Cooper led the PCL with a .364 average, adding 51 doubles and 96 RBIs for the Las Vegas 51s. He’s the only member of this year’s winners currently with the Blue Jays.
Marisnick picked up a Webster for the second straight year, winning with the GCL Blue Jays in 2010. The 20-year-old batted .320 with 14 homers, 77 RBIs and 37 stolen bases for the Lansing Lugnuts.
The Blue Jays also named John Hendricks the Al Lamacchia Award winner for excellence in scouting, Tom Clark the 2011 pro scout of the year, Dennis Holmberg the Bobby Mattick Award winner for excellence in player development and Fisher Cats centre-fielder Anthony Gose the community service award winner.
OH CANADA: Blue Jays outfield prospects Michael Crouse and Marcus Knecht, both with single-A Lansing, and triple-A Las Vegas right-hander Scott Richmond were named to Baseball Canada’s 24-man roster for the upcoming IBAF World Cup and Pan American Games.

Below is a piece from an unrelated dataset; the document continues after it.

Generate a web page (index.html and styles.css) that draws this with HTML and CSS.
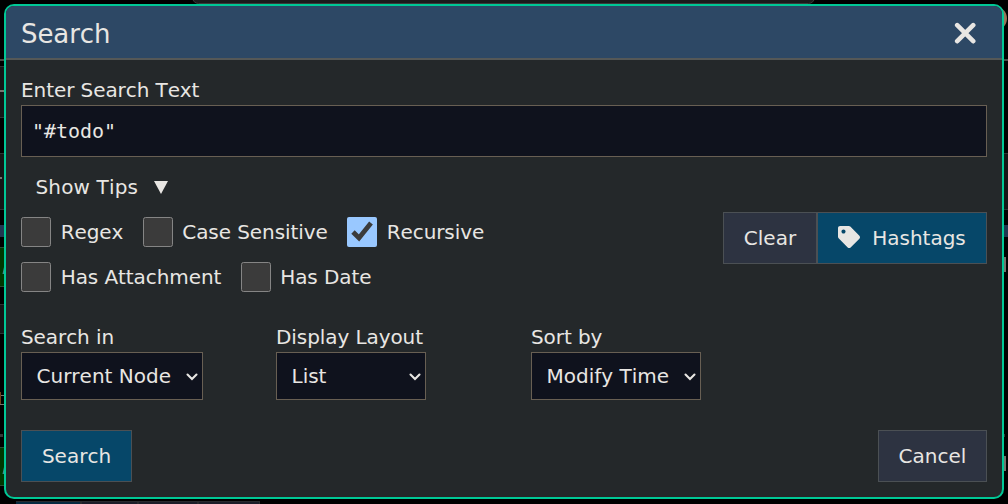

Other notables on the squad are Shawn Hill, the former Expos, Nationals and Jays pitcher who pitched for the 2004 Olympic team with a torn ligament in his elbow, plus longtime national team veterans Mike Johnson, Jimmy VanOstrand, Cole Armstrong and Shawn Bowman.
The World Cup runs Oct. 2-15 in Panama, with the Pan Am Games following right after Oct. 19-26 in Guadalajara and Lagos de Mareno, Mexico.